This is how lots of special needs children feel. They struggle with transitions—the recognition of needing to switch from one activity to another. Visual schedules help by showing children that there is an order and structure to their day; things are done with a certain reason and purpose, in a logical and predictable order. Not that the schedule never changes but they can see any changes so they feel more secure. They can see what activity comes next (and thus show less resistance), and they can actively take part in getting ready for it (cleaning up, emotional preparation, etc.). They get a little bit of control back in their life, which is important at the toddler/preschool age.
Not to mention that you as the caregiver feel better because you have a plan. You can see what you did/didn’t do, as well as keep rolling throughout the day.
In our house, we employed visual schedules for awhile, when our children were in the preverbal stage. It helped give our home more structure (i.e. what do you DO with three toddlers all day?) as well as helped them understand concepts of future/past. We could work on their ability to tell them what they did and what was still ahead, and we could make sure that we were putting in time in different developmental areas that we wanted to work on each day.
When the kids were more verbal, we still found use with the visual schedule except that we sublimated it to describe steps or sequences they were having trouble with independently… toileting and chores especially.
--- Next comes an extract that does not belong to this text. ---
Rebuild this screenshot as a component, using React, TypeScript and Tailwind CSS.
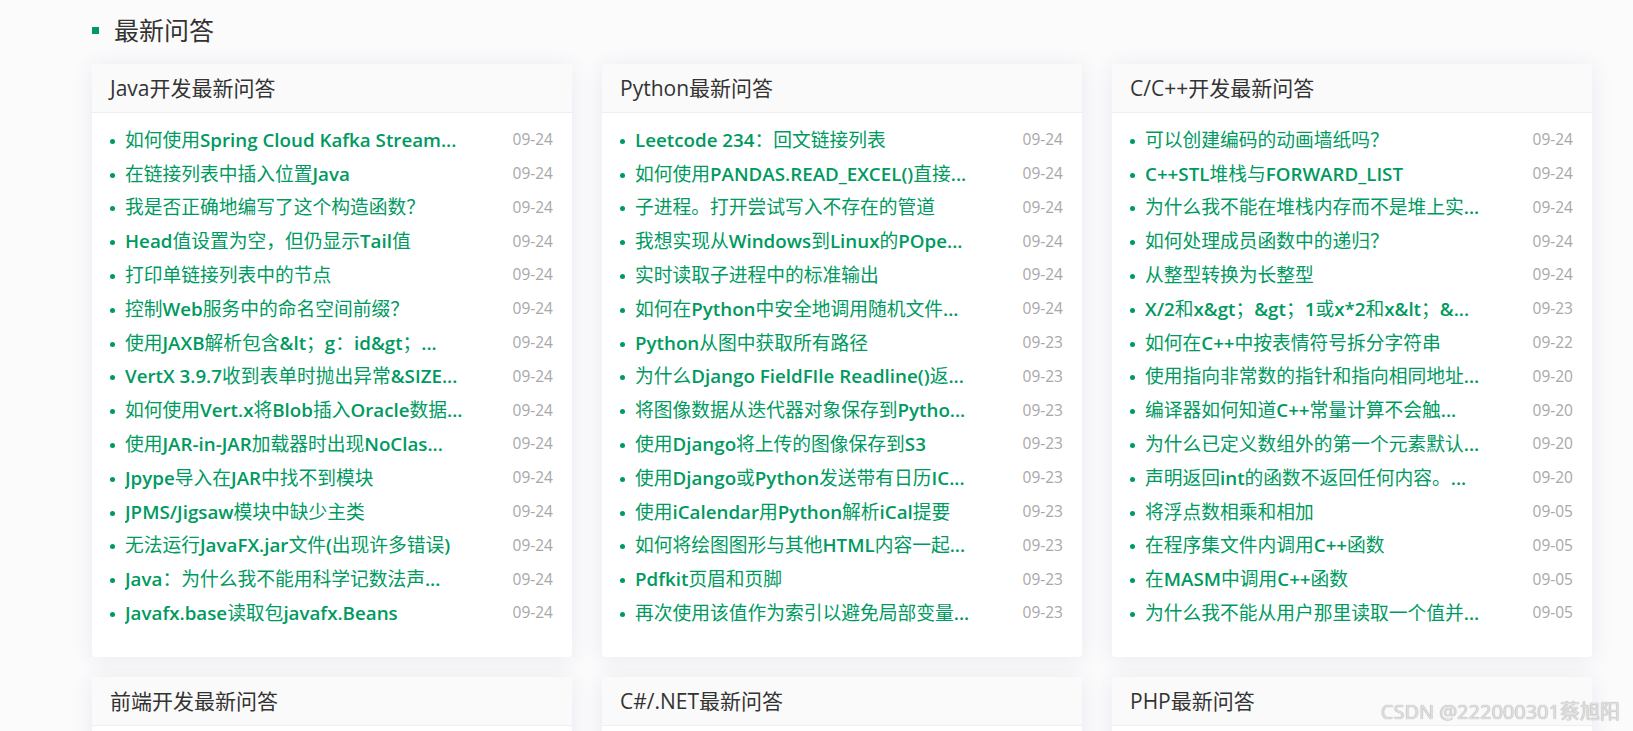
const FONT = "font-['Open_Sans','Noto_Sans_CJK_SC',sans-serif]";

type Item = { title: string; date: string };
type Section = { name: string; items: Item[] };

const d = (title: string, date: string): Item => ({ title, date });

const SECTIONS: Section[] = [
  {
    name: "Java开发最新问答",
    items: [
      d("如何使用Spring Cloud Kafka Stream...", "09-24"),
      d("在链接列表中插入位置Java", "09-24"),
      d("我是否正确地编写了这个构造函数？", "09-24"),
      d("Head值设置为空，但仍显示Tail值", "09-24"),
      d("打印单链接列表中的节点", "09-24"),
      d("控制Web服务中的命名空间前缀？", "09-24"),
      d("使用JAXB解析包含&lt；g：id&gt；...", "09-24"),
      d("VertX 3.9.7收到表单时抛出异常&SIZE...", "09-24"),
      d("如何使用Vert.x将Blob插入Oracle数据...", "09-24"),
      d("使用JAR-in-JAR加载器时出现NoClas...", "09-24"),
      d("Jpype导入在JAR中找不到模块", "09-24"),
      d("JPMS/Jigsaw模块中缺少主类", "09-24"),
      d("无法运行JavaFX.jar文件(出现许多错误)", "09-24"),
      d("Java：为什么我不能用科学记数法声...", "09-24"),
      d("Javafx.base读取包javafx.Beans", "09-24"),
    ],
  },
  {
    name: "Python最新问答",
    items: [
      d("Leetcode 234：回文链接列表", "09-24"),
      d("如何使用PANDAS.READ_EXCEL()直接...", "09-24"),
      d("子进程。打开尝试写入不存在的管道", "09-24"),
      d("我想实现从Windows到Linux的POpe...", "09-24"),
      d("实时读取子进程中的标准输出", "09-24"),
      d("如何在Python中安全地调用随机文件...", "09-24"),
      d("Python从图中获取所有路径", "09-23"),
      d("为什么Django FieldFIle Readline()返...", "09-23"),
      d("将图像数据从迭代器对象保存到Pytho...", "09-23"),
      d("使用Django将上传的图像保存到S3", "09-23"),
      d("使用Django或Python发送带有日历IC...", "09-23"),
      d("使用iCalendar用Python解析iCal提要", "09-23"),
      d("如何将绘图图形与其他HTML内容一起...", "09-23"),
      d("Pdfkit页眉和页脚", "09-23"),
      d("再次使用该值作为索引以避免局部变量...", "09-23"),
    ],
  },
  {
    name: "C/C++开发最新问答",
    items: [
      d("可以创建编码的动画墙纸吗？", "09-24"),
      d("C++STL堆栈与FORWARD_LIST", "09-24"),
      d("为什么我不能在堆栈内存而不是堆上实...", "09-24"),
      d("如何处理成员函数中的递归？", "09-24"),
      d("从整型转换为长整型", "09-24"),
      d("X/2和x&gt；&gt；1或x*2和x&lt；&...", "09-23"),
      d("如何在C++中按表情符号拆分字符串", "09-22"),
      d("使用指向非常数的指针和指向相同地址...", "09-20"),
      d("编译器如何知道C++常量计算不会触...", "09-20"),
      d("为什么已定义数组外的第一个元素默认...", "09-20"),
      d("声明返回int的函数不返回任何内容。...", "09-20"),
      d("将浮点数相乘和相加", "09-05"),
      d("在程序集文件内调用C++函数", "09-05"),
      d("在MASM中调用C++函数", "09-05"),
      d("为什么我不能从用户那里读取一个值并...", "09-05"),
    ],
  },
  { name: "前端开发最新问答", items: [] },
  { name: "C#/.NET最新问答", items: [] },
  { name: "PHP最新问答", items: [] },
];

// latin runs look heavier than the CJK glyphs in the original
function Title({ text }: { text: string }) {
  const parts = text.split(/([\x20-\x7E]+)/).filter(Boolean);
  return (
    <>
      {parts.map((p, i) =>
        /^[\x20-\x7E]+$/.test(p) ? (
          <span key={i} className="font-semibold">
            {p}
          </span>
        ) : (
          <span key={i}>{p}</span>
        )
      )}
    </>
  );
}

function Card({ section }: { section: Section }) {
  return (
    <div className="bg-white rounded-[4px] shadow-[0_2px_22px_rgba(40,50,110,0.09)] overflow-hidden">
      <div className="h-[49px] bg-[#fafafa] border-b border-[#efefef] pl-[18px] text-[21px] leading-[48px] text-[#333]">
        {section.name}
      </div>
      <ul className="pt-[10px] pb-[27px]">
        {section.items.map((item, i) => (
          <li key={i} className="flex items-center h-[33.8px] pl-[18px] pr-[19px]">
            <span className="w-[5px] h-[5px] rounded-full bg-[#009a61] mt-[3px] shrink-0" />
            <span className="ml-[10px] w-[350px] overflow-hidden whitespace-nowrap text-[18.75px] text-[#009a61]">
              <Title text={item.title} />
            </span>
            <span className="ml-auto text-[15.5px] text-[#a8a8a8]">{item.date}</span>
          </li>
        ))}
      </ul>
    </div>
  );
}

export default function App() {
  return (
    <div className={`${FONT} relative h-screen overflow-hidden bg-[#fbfbfc] pl-[92px]`}>
      <div className="flex items-center h-[35px] mt-[13px] mb-[16px]">
        <span className="w-[7px] h-[7px] bg-[#009a61]" />
        <h2 className="ml-[15px] text-[25px] text-[#333]">最新问答</h2>
      </div>
      <div className="grid grid-cols-[480px_480px_480px] gap-x-[30px] gap-y-[20px]">
        {SECTIONS.map((s) => (
          <Card key={s.name} section={s} />
        ))}
      </div>
      <div className="absolute right-[13px] top-[697px] text-[20px] text-[#e0e0e0] [text-shadow:0_0_1px_#8a8a8a]">
        CSDN @222000301蔡旭阳
      </div>
    </div>
  );
}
When the child can SEE go to the toilet, wipe, flush, wash hands, put seat down, turn off light… they are much more likely to encode and follow-through independently. We don’t have to nag, “Did you turn off the light?” every time. When the child can SEE clean upstairs, clean downstairs, put on pajamas, brush teeth, go to the bathroom, get in the bed… they are much more likely to go through bedtime without chaos and whining. We don’t have to say, “Are you ready for bed now?” They either are or they aren’t. And we aren’t the meanies for wanting them to go to bed; the visual chart takes that authority away from us at least enough to diffuse rebellion.
So if structure or transitions are causing trouble in your household, consider adopting some visuals. Pictures plus direction that is external to yourself can help kids deal with things they normally wouldn’t very well. Plus, it keeps you sane and healthy. When you don’t need it anymore, that’s great. But it may be just what you need for a little support in your well-oiled machine of a home =)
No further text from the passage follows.